After a week of intense fighting in Sudan with no incoming solution from the South Sudan political class on how to evacuate citizens trapped in the fighting, a group of youths in the capital Juba sprang into action. Thanks to social media, meetings and press conferences were organised and every citizen of goodwill was invited.

“Interestingly, the acting minister for foreign affairs, Hon. Deng Dau, attended and made some contribution in our first fundraising which yielded 400,000SSP (USD $3,070)”, said Akoc Manhiem, the chair of the coordinating community. Akoc said that someone from the diaspora also pledged $5,000 during their first fundraising which was very encouraging.

How it all started

“We anxiously monitored the situation in the first week, hoping for a quick end to the fighting. Unfortunately, the situation keeps worsening day by day with reports of a lack of food, water, and other basic necessities,” Akoc said.

The tipping point for Akoc and the group was when other countries started evacuating their citizens from Khartoum. This led to the question, what about our fellow South Sudanese?

“Without further delay, we jumped into action regardless of the need to consult with the government and other stakeholders,” he added.

The group set up a coordinating office opposite the US Embassy in Juba where citizens can contribute in cash or in kind. “We are currently focusing on evacuating those trapped in Khartoum to the border. From the border onwards, the government and development partners like the IOM and UNHCR have pitched camps there. We will only help with food items and other necessities as we are aware that most people are leaving Khartoum without carrying anything”, said the group’s logistics head, Emmanuel Ladu.

Ladu told Ayin they have coordinating teams in different locations in the capital where many South Sudanese reside, including Hai Youssif, Kala Kala, and Mayo. The teams have hired lorries to help in the relocation. “Due to the intense fighting, some neighbourhoods like Hai Youssif are still cut off from the assembly points”, Ladu explains, adding that safety maps are drawn with the coordinating teams to aid in the evacuation.

Despite the success of this youth initiative, questions are being raised on the accounting aspect of contributions collected. An internally displaced person (IDP) from Bor who prefers not to be named less he is considered heartless in times of disaster remains sceptical of the initiative. “In 2020, when Bor town was flooded, many people came up with the same initiatives, money was collected and pocketed.
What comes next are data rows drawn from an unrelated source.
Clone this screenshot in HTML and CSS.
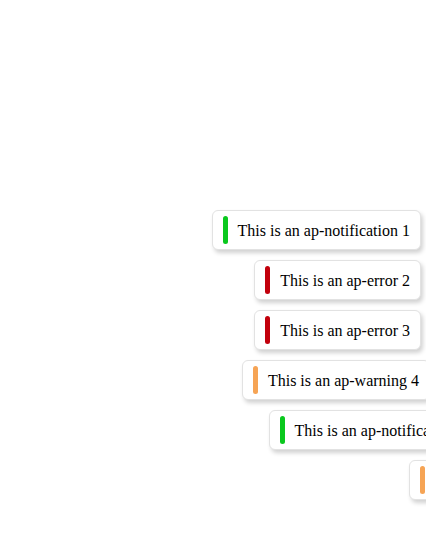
FILE: index.html
```html
<!DOCTYPE html>
<html>
<head>
<meta charset="utf-8">
<link rel="stylesheet" href="styles.css">
</head>
<body>
<div class="toasts">
  <div class="toast notification"><span class="bar"></span><span class="msg">This is an ap-notification 1</span></div>
  <div class="toast error"><span class="bar"></span><span class="msg">This is an ap-error 2</span></div>
  <div class="toast error"><span class="bar"></span><span class="msg">This is an ap-error 3</span></div>
  <div class="toast warning" style="transform: translateX(9px)"><span class="bar"></span><span class="msg">This is an ap-warning 4</span></div>
  <div class="toast notification" style="transform: translateX(57px)"><span class="bar"></span><span class="msg">This is an ap-notification 5</span></div>
  <div class="toast warning" style="transform: translateX(176px)"><span class="bar"></span><span class="msg">This is an ap-warning 6</span></div>
</div>
</body>
</html>
```
FILE: styles.css
```css
html, body {
  margin: 0;
  padding: 0;
  background: #fff;
  overflow: hidden;
}
body {
  width: 426px;
  height: 556px;
  font-family: "Liberation Serif", "Times New Roman", serif;
}
.toasts {
  display: flex;
  flex-direction: column;
  align-items: flex-end;
  gap: 10px;
  padding-top: 210px;
  padding-right: 5px;
}
.toast {
  display: flex;
  align-items: center;
  gap: 10px;
  padding: 5px 10px;
  border: 1px solid #e2e2e2;
  border-radius: 6px;
  background: #fff;
  box-shadow: 2px 3px 4px rgba(0, 0, 0, 0.18);
  white-space: nowrap;
  flex-shrink: 0;
}
.bar {
  width: 5px;
  height: 28px;
  border-radius: 3px;
  flex-shrink: 0;
}
.notification .bar { background: #0ac81e; }
.error .bar { background: #c2000c; }
.warning .bar { background: #f6a455; }
.msg {
  font-size: 16px;
  color: #000;
  padding-top: 2px;
}
```
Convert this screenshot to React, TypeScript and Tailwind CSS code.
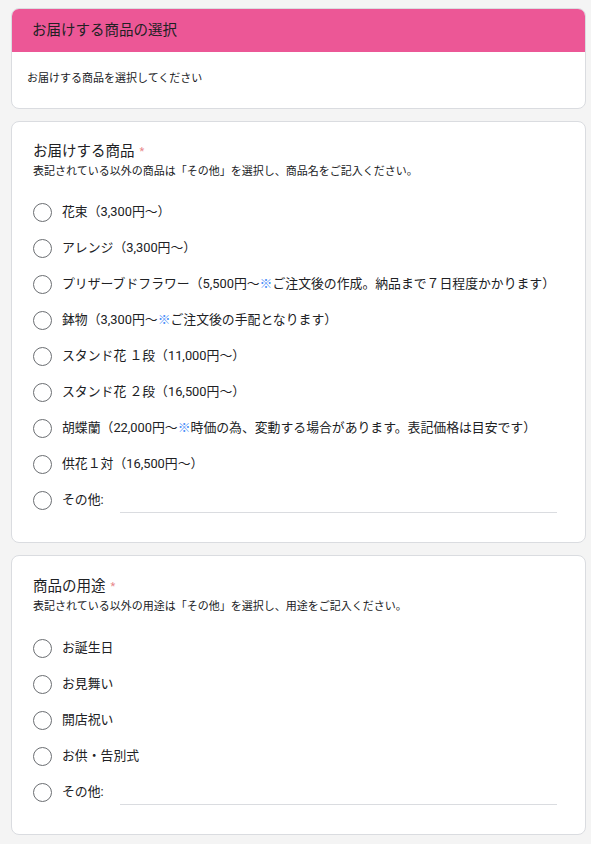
import React from "react";

const FONT = { fontFamily: 'Roboto, "Noto Sans CJK JP", "Noto Sans", sans-serif' };

function Radio({ children, other }: { children: React.ReactNode; other?: boolean }) {
  return (
    <div className="flex h-[36px] items-center">
      <div className="h-[19px] w-[19px] shrink-0 rounded-full border-[1.6px] border-[#6b6e72]" />
      <div className="ml-[10px] whitespace-nowrap text-[12.85px] leading-[18px] text-[#202124]">{children}</div>
      {other && <div className="ml-[16px] mr-[28px] h-[25px] flex-1 border-b border-[#dadce0]" />}
    </div>
  );
}

const Blue = ({ children }: { children: React.ReactNode }) => (
  <span className="text-[#4a8df8]">{children}</span>
);

export default function App() {
  return (
    <div className="min-h-screen bg-[#f4f4f4] pl-[11px] pt-[8px] pb-[8px]" style={FONT}>
      <div className="flex w-[575px] flex-col gap-[12px]">
        <div className="overflow-hidden rounded-[8px] border border-[#dadce0] bg-white">
          <div className="flex h-[43px] items-center bg-[#ec5796] pl-[20px] text-[14.5px] text-[#202124]">
            お届けする商品の選択
          </div>
          <div className="pl-[15px] pt-[20px] pb-[22px] text-[11px] leading-[14px] text-[#202124]">
            お届けする商品を選択してください
          </div>
        </div>

        <div className="rounded-[8px] border border-[#dadce0] bg-white pl-[21px] pt-[20px] pb-[24px]">
          <div className="flex items-center text-[14.5px] leading-[20px] text-[#202124]">
            お届けする商品<span className="ml-[5px] text-[11px] text-[#e8868a]">*</span>
          </div>
          <div className="mt-[2px] text-[11px] leading-[16px] text-[#202124]">
            表記されている以外の商品は「その他」を選択し、商品名をご記入ください。
          </div>
          <div className="mt-[14px] flex flex-col">
            <Radio>花束（3,300円〜）</Radio>
            <Radio>アレンジ（3,300円〜）</Radio>
            <Radio>
              プリザーブドフラワー（5,500円〜<Blue>※</Blue>ご注文後の作成。納品まで７日程度かかります）
            </Radio>
            <Radio>
              鉢物（3,300円〜<Blue>※</Blue>ご注文後の手配となります）
            </Radio>
            <Radio>スタンド花 １段（11,000円〜）</Radio>
            <Radio>スタンド花 ２段（16,500円〜）</Radio>
            <Radio>
              胡蝶蘭（22,000円〜<Blue>※</Blue>時価の為、変動する場合があります。表記価格は目安です）
            </Radio>
            <Radio>供花１対（16,500円〜）</Radio>
            <Radio other>その他:</Radio>
          </div>
        </div>

        <div className="rounded-[8px] border border-[#dadce0] bg-white pl-[21px] pt-[21px] pb-[24px]">
          <div className="flex items-center text-[14.5px] leading-[20px] text-[#202124]">
            商品の用途<span className="ml-[5px] text-[11px] text-[#e8868a]">*</span>
          </div>
          <div className="mt-[2px] text-[11px] leading-[16px] text-[#202124]">
            表記されている以外の用途は「その他」を選択し、用途をご記入ください。
          </div>
          <div className="mt-[15px] flex flex-col">
            <Radio>お誕生日</Radio>
            <Radio>お見舞い</Radio>
            <Radio>開店祝い</Radio>
            <Radio>お供・告別式</Radio>
            <Radio other>その他:</Radio>
          </div>
        </div>
      </div>
    </div>
  );
}
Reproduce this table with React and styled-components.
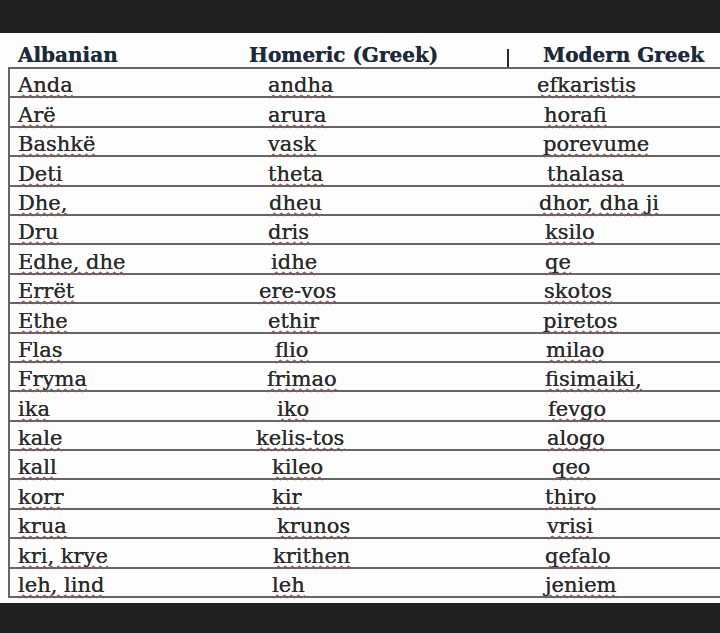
import React from "react";
import styled, { createGlobalStyle } from "styled-components";

const rows = [
  ["Anda", "andha", 28, "efkaristis", 17],
  ["Arë", "arura", 28, "horafi", 24],
  ["Bashkë", "vask", 28, "porevume", 23],
  ["Deti", "theta", 28, "thalasa", 27],
  ["Dhe,", "dheu", 29, "dhor, dha ji", 19],
  ["Dru", "dris", 28, "ksilo", 25],
  ["Edhe, dhe", "idhe", 31, "qe", 25],
  ["Errët", "ere-vos", 19, "skotos", 24],
  ["Ethe", "ethir", 28, "piretos", 23],
  ["Flas", "flio", 35, "milao", 26],
  ["Fryma", "frimao", 27, "fisimaiki,", 25],
  ["ika", "iko", 37, "fevgo", 28],
  ["kale", "kelis-tos", 16, "alogo", 27],
  ["kall", "kileo", 32, "qeo", 32],
  ["korr", "kir", 32, "thiro", 25],
  ["krua", "krunos", 37, "vrisi", 27],
  ["kri, krye", "krithen", 33, "qefalo", 25],
  ["leh, lind", "leh", 32, "jeniem", 25],
];

const GlobalStyle = createGlobalStyle`
  html, body {
    margin: 0;
    padding: 0;
    background: #212121;
  }
  body {
    font-family: "DejaVu Serif", "Liberation Serif", serif;
  }
`;

const Page = styled.div`
  width: 720px;
  height: 633px;
  overflow: hidden;
  display: flex;
  flex-direction: column;
  background: #212121;
`;

const DarkBar = styled.div`
  height: ${(p) => p.h}px;
  flex-shrink: 0;
  background: #202020;
`;

const Sheet = styled.div`
  height: 570px;
  background: #fdfdfd;
  padding-left: 8px;
  display: flex;
  flex-direction: column;
`;

const HeaderRow = styled.div`
  height: 34px;
  display: grid;
  grid-template-columns: 231px 258px 36px 1fr;
  align-items: end;
  padding-left: 10px;
`;

const HeadCell = styled.div`
  font-weight: bold;
  font-size: 20px;
  line-height: 24px;
  color: #1d2a3a;
  white-space: nowrap;
  text-shadow: 0 0 0.5px #1d2a3a;
`;

const Divider = styled.span`
  display: block;
  width: 2px;
  height: 19px;
  background: #2a2a2a;
  margin-bottom: -1px;
`;

const Table = styled.div`
  border-top: 2px solid #666;
  border-left: 2px solid #666;
  display: flex;
  flex-direction: column;
`;

const Row = styled.div`
  box-sizing: border-box;
  height: 29.4px;
  border-bottom: 2px solid #666;
  display: grid;
  grid-template-columns: 230px 280px 1fr;
  align-items: end;
`;

const Cell = styled.div`
  padding-left: ${(p) => p.indent}px;
  font-size: 21px;
  line-height: 21px;
  color: #2b2b2b;
  white-space: nowrap;
  text-shadow: 0 0 0.4px #2b2b2b;

  span {
    text-decoration: underline wavy rgba(170, 110, 110, 0.9);
    text-decoration-thickness: 1px;
    text-underline-offset: 2px;
    text-decoration-skip-ink: none;
  }
`;

export default function App() {
  return (
    <>
      <GlobalStyle />
      <Page>
        <DarkBar h={33} />
        <Sheet>
          <HeaderRow>
            <HeadCell>Albanian</HeadCell>
            <HeadCell>Homeric (Greek)</HeadCell>
            <Divider />
            <HeadCell>Modern Greek</HeadCell>
          </HeaderRow>
          <Table>
            {rows.map(([alb, hom, homIndent, mod, modIndent]) => (
              <Row key={alb}>
                <Cell indent={8}>
                  <span>{alb}</span>
                </Cell>
                <Cell indent={homIndent}>
                  <span>{hom}</span>
                </Cell>
                <Cell indent={modIndent}>
                  <span>{mod}</span>
                </Cell>
              </Row>
            ))}
          </Table>
        </Sheet>
        <DarkBar h={30} />
      </Page>
    </>
  );
}
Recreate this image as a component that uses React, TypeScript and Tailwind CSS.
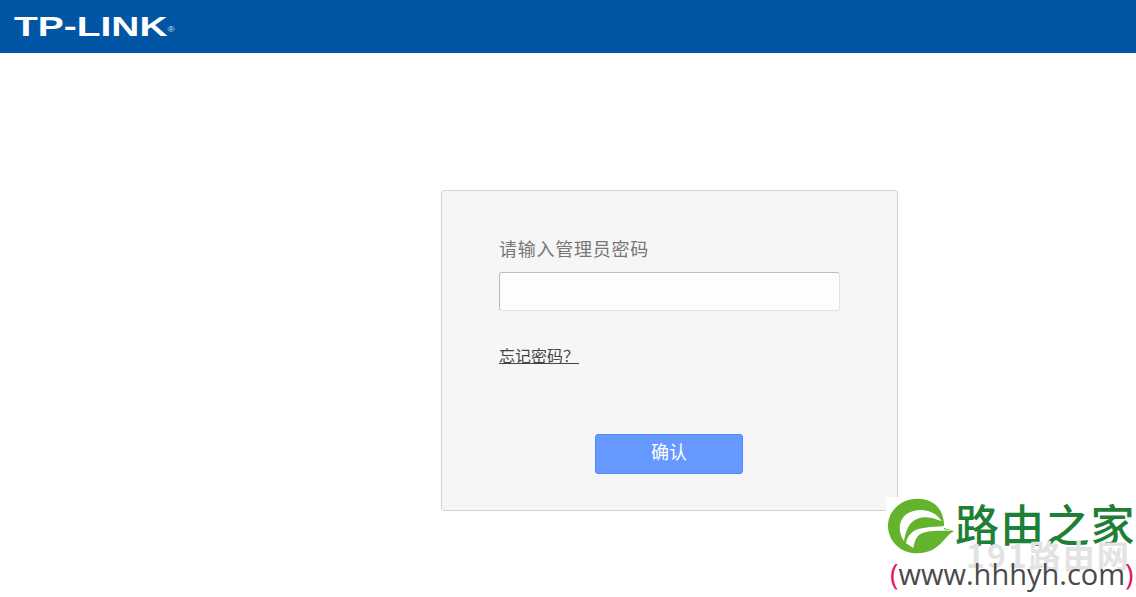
const cjk = "font-['Liberation_Serif','Noto_Sans_CJK_SC',sans-serif]";

function LeafLogo() {
  return (
    <svg className="shrink-0" width="70" height="60" viewBox="6 3 210 180">
      <path
        d="M100 8 C150 8 178 40 180 84 L180 96 L210 106 C180 118 170 172 98 172 C50 172 12 135 12 90 C12 45 50 8 100 8 Z"
        fill="#63b32e"
      />
      <path d="M60 136 C40 105 44 72 68 54 C100 34 150 38 173 76 C140 60 105 58 84 78 C70 92 64 112 60 136 Z" fill="#fff" />
      <path d="M66 142 C70 118 86 100 118 96 C140 93 160 92 180 90 L180 100 L205 105 C160 104 120 102 102 120 C94 130 90 142 88 156 Z" fill="#fff" />
    </svg>
  );
}

function Watermark() {
  return (
    <div className="absolute right-0 top-[497px] flex h-[100px] w-[250px] flex-col bg-white">
      <div className="flex h-[60px] items-start">
        <LeafLogo />
        <span className="-ml-[1px] -mt-[4px] text-[44px] leading-[60px] font-medium tracking-[1.2px] whitespace-nowrap text-[#1e7f36] font-['Noto_Sans_CJK_SC',sans-serif]">
          路由之家
        </span>
      </div>
      <span className="absolute left-[80px] top-[37px] text-[32px] leading-[40px] font-bold tracking-[2px] whitespace-nowrap text-[#e3e3e3] font-['Noto_Sans_CJK_SC',sans-serif]">
        191路由网
      </span>
      <span className="relative -mt-[1px] pl-[4px] text-[29px] leading-[36px] whitespace-nowrap text-[#4a4a4a] font-['Open_Sans',sans-serif]">
        <span className="text-[#e5185a]">(</span>www.hhhyh.com<span className="text-[#e5185a]">)</span>
      </span>
    </div>
  );
}

export default function App() {
  return (
    <div className="relative h-[597px] w-[1136px] overflow-hidden bg-white">
      <header className="flex h-[53px] items-center bg-[#0055a5] pl-[14px]">
        <span className="origin-left scale-x-[1.39] text-[28px] leading-[30px] font-bold whitespace-nowrap text-white font-['Liberation_Sans',sans-serif]">
          TP-LINK<sup className="text-[7px] font-normal text-[#cfe0f2]">®</sup>
        </span>
      </header>

      <div className="ml-[441px] mt-[137px] flex h-[321px] w-[457px] flex-col items-start rounded-[3px] border border-[#d2d2d2] bg-[#f6f6f6] pl-[57px] pt-[46px]">
        <p className={`text-[18px] leading-[26px] tracking-[0.75px] text-[#777] ${cjk}`}>请输入管理员密码</p>
        <input
          type="password"
          className="mt-[9px] h-[39px] w-[341px] rounded-[3px] border border-[#e2e2e2] border-t-[#bdbdbd] border-l-[#b8b8b8] bg-[#fdfdfd] outline-none"
        />
        <a className={`mt-[35px] text-[16px] leading-[22px] text-[#444] underline ${cjk}`}>忘记密码？</a>
        <button className={`ml-[96px] mt-[66px] h-[40px] w-[148px] rounded-[3px] border border-[#4d88ff] bg-[#6699ff] pb-[2px] text-[18px] text-white ${cjk}`}>
          确认
        </button>
      </div>

      <Watermark />
    </div>
  );
}
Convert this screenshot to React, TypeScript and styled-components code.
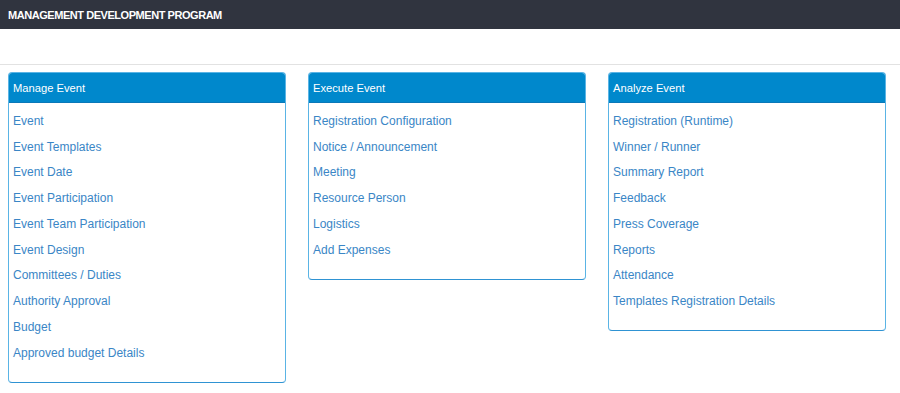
import React from "react";
import styled, { createGlobalStyle } from "styled-components";

const Global = createGlobalStyle`
  html, body { margin: 0; padding: 0; background: #fff; }
  body { font-family: Tahoma, "DejaVu Sans", "Liberation Sans", sans-serif; }
`;

const TopBar = styled.header`
  height: 29px;
  background: #30343f;
  display: flex;
  align-items: center;
  padding: 0 8px;
  font-family: "Liberation Sans", Arial, sans-serif;
  font-weight: bold;
  font-size: 11px;
  color: #fff;
  letter-spacing: -0.45px;
`;

const SubBar = styled.div`
  height: 35px;
  border-bottom: 1px solid #e2e2e2;
`;

const Columns = styled.main`
  display: flex;
  align-items: flex-start;
  gap: 22px;
  padding: 7px 8px 0 8px;
`;

const Panel = styled.section`
  width: 278px;
  box-sizing: border-box;
  border: 1px solid #5ab4e5;
  border-bottom-color: #2f93d3;
  border-radius: 4px;
  overflow: hidden;
  background: #fff;
`;

const PanelHeader = styled.div`
  height: 29px;
  background: #0088cc;
  display: flex;
  align-items: center;
  padding: 0 4px;
  color: #fff;
  font-family: "Liberation Sans", Arial, sans-serif;
  font-size: 11.2px;
  border-bottom: 1px solid #0a78b8;
`;

const List = styled.ul`
  list-style: none;
  margin: 0;
  padding: 5px 4px 16px 4px;
`;

const Item = styled.li`
  height: 25.75px;
  display: flex;
  align-items: center;
  font-family: "Liberation Sans", Arial, sans-serif;
  font-size: 12px;
  color: #3a86c6;
  cursor: pointer;
`;

const panels = [
  {
    title: "Manage Event",
    items: [
      "Event",
      "Event Templates",
      "Event Date",
      "Event Participation",
      "Event Team Participation",
      "Event Design",
      "Committees / Duties",
      "Authority Approval",
      "Budget",
      "Approved budget Details",
    ],
  },
  {
    title: "Execute Event",
    items: [
      "Registration Configuration",
      "Notice / Announcement",
      "Meeting",
      "Resource Person",
      "Logistics",
      "Add Expenses",
    ],
  },
  {
    title: "Analyze Event",
    items: [
      "Registration (Runtime)",
      "Winner / Runner",
      "Summary Report",
      "Feedback",
      "Press Coverage",
      "Reports",
      "Attendance",
      "Templates Registration Details",
    ],
  },
];

export default function App() {
  return (
    <>
      <Global />
      <TopBar>MANAGEMENT DEVELOPMENT PROGRAM</TopBar>
      <SubBar />
      <Columns>
        {panels.map((p) => (
          <Panel key={p.title}>
            <PanelHeader>{p.title}</PanelHeader>
            <List>
              {p.items.map((it) => (
                <Item key={it}>{it}</Item>
              ))}
            </List>
          </Panel>
        ))}
      </Columns>
    </>
  );
}
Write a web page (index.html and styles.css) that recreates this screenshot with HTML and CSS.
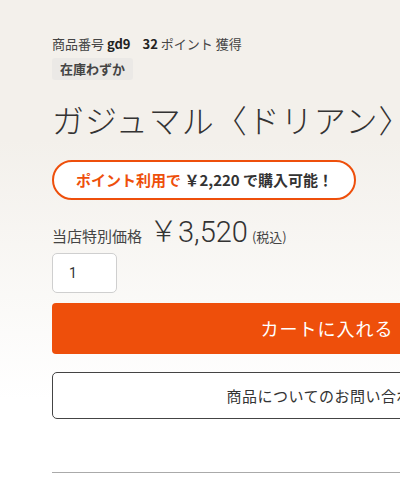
FILE: index.html
```html
<!DOCTYPE html>
<html lang="ja">
<head>
<meta charset="utf-8">
<link rel="stylesheet" href="styles.css">
</head>
<body>
<div class="product">
  <div class="meta">
    <span class="code">商品番号 <b>gd9</b></span>
    <span class="points"><b>32</b> ポイント 獲得</span>
  </div>
  <div class="stock">在庫わずか</div>
  <h1 class="title">ガジュマル〈ドリアン〉</h1>
  <div class="point-badge"><span class="accent">ポイント利用で</span>&nbsp;￥2,220 で購入可能！</div>
  <div class="price-row">
    <span class="price-label">当店特別価格</span>
    <span class="price">￥3,520</span>
    <span class="tax">(税込)</span>
  </div>
  <div class="qty">1</div>
  <div class="btn-cart">カートに入れる</div>
  <div class="btn-inquiry">商品についてのお問い合わせ</div>
  <hr class="divider">
</div>
</body>
</html>
```

FILE: styles.css
```css
html {
  overflow: hidden;
}
body {
  margin: 0;
  min-height: 490px;
  background: linear-gradient(#f3f0eb 0, #f3f0eb 140px, #ffffff 400px);
  font-family: "Noto Sans CJK JP", "Noto Sans", sans-serif;
  color: #333;
}
.product {
  width: 550px;
  padding: 34px 0 0 52px;
  display: flex;
  flex-direction: column;
  align-items: flex-start;
}
.meta {
  font-size: 13px;
  line-height: 20px;
  display: flex;
  gap: 12px;
  color: #444;
}
.meta b {
  color: #222;
}
.stock {
  margin-top: 4px;
  background: #ebe9e6;
  font-size: 13px;
  font-weight: bold;
  line-height: 22px;
  padding: 0 8px;
  border-radius: 3px;
  color: #444;
}
.title {
  margin: 17px 0 0;
  font-size: 32px;
  font-weight: 300;
  line-height: 45px;
  letter-spacing: 1px;
  color: #333;
  white-space: nowrap;
}
.point-badge {
  margin-top: 18px;
  height: 36px;
  line-height: 36px;
  padding: 0 21px 0 22px;
  border: 2px solid #ee4f0b;
  border-radius: 20px;
  background: #fff;
  font-size: 15px;
  font-weight: bold;
  color: #333;
  white-space: nowrap;
}
.accent {
  color: #ee4f0b;
}
.price-row {
  margin-top: 8px;
  display: flex;
  align-items: baseline;
  height: 40px;
  white-space: nowrap;
}
.price-label {
  font-size: 15px;
  color: #444;
}
.price {
  font-family: "Roboto", "Noto Sans CJK JP", sans-serif;
  font-weight: 300;
  font-size: 29px;
  margin-left: 7px;
  color: #333;
}
.tax {
  font-size: 13px;
  margin-left: 4px;
  color: #444;
}
.qty {
  margin-top: 5px;
  box-sizing: border-box;
  width: 65px;
  height: 40px;
  border: 1px solid #cfcfcf;
  border-radius: 5px;
  background: #fff;
  font-family: "Roboto", sans-serif;
  font-size: 14px;
  line-height: 38px;
  padding-left: 16px;
  color: #333;
}
.btn-cart {
  margin-top: 10px;
  box-sizing: border-box;
  width: 550px;
  height: 51px;
  line-height: 51px;
  background: #ee4f0b;
  border-radius: 4px;
  color: #fff;
  font-size: 18px;
  letter-spacing: 1px;
  text-align: center;
}
.btn-inquiry {
  margin-top: 18px;
  box-sizing: border-box;
  width: 550px;
  height: 47px;
  line-height: 45px;
  border: 1px solid #444;
  border-radius: 5px;
  background: #fff;
  color: #333;
  font-size: 15px;
  letter-spacing: 0.5px;
  text-align: center;
}
.divider {
  margin: 53px 0 0;
  width: 550px;
  border: 0;
  border-top: 1px solid #aaa;
  height: 0;
}
```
There was no evacuation and we had to figure our own way out,” he recounts. Akoc, however, is quick to rebuff the sceptics. All cash collected by South Sudanese well-wishers is channelled through “Mgurush” (a local mobile money payment platform) and all cash collections are recorded and verified, he says.

After the border, what next?

While South Sudanese officials and development partners have pitched camp along the border town of Renk, assistance remains in short supply. Due to inadequate shelter and accommodation at the border and the nearby town of Renk, some returnees have proceeded to the oil-rich town of Palouch -but even here support is limited.

The youth initiative to help their compatriots is one of many citizen-driven efforts. Some individual South Sudanese, particularly the business class have also decided to chip in.

The successful perfume executive, Sarah Enock, chartered a flight that brought 50 South Sudanese from Palouch to Juba. “This is the first of two flights. A second flight will also come. I want to urge fellow South Sudanese, businesspeople and the government to join hands in not only evacuating our loved ones to their hometowns but also supporting them to resettle,” Enock said upon arrival of the first flight at Juba International Airport.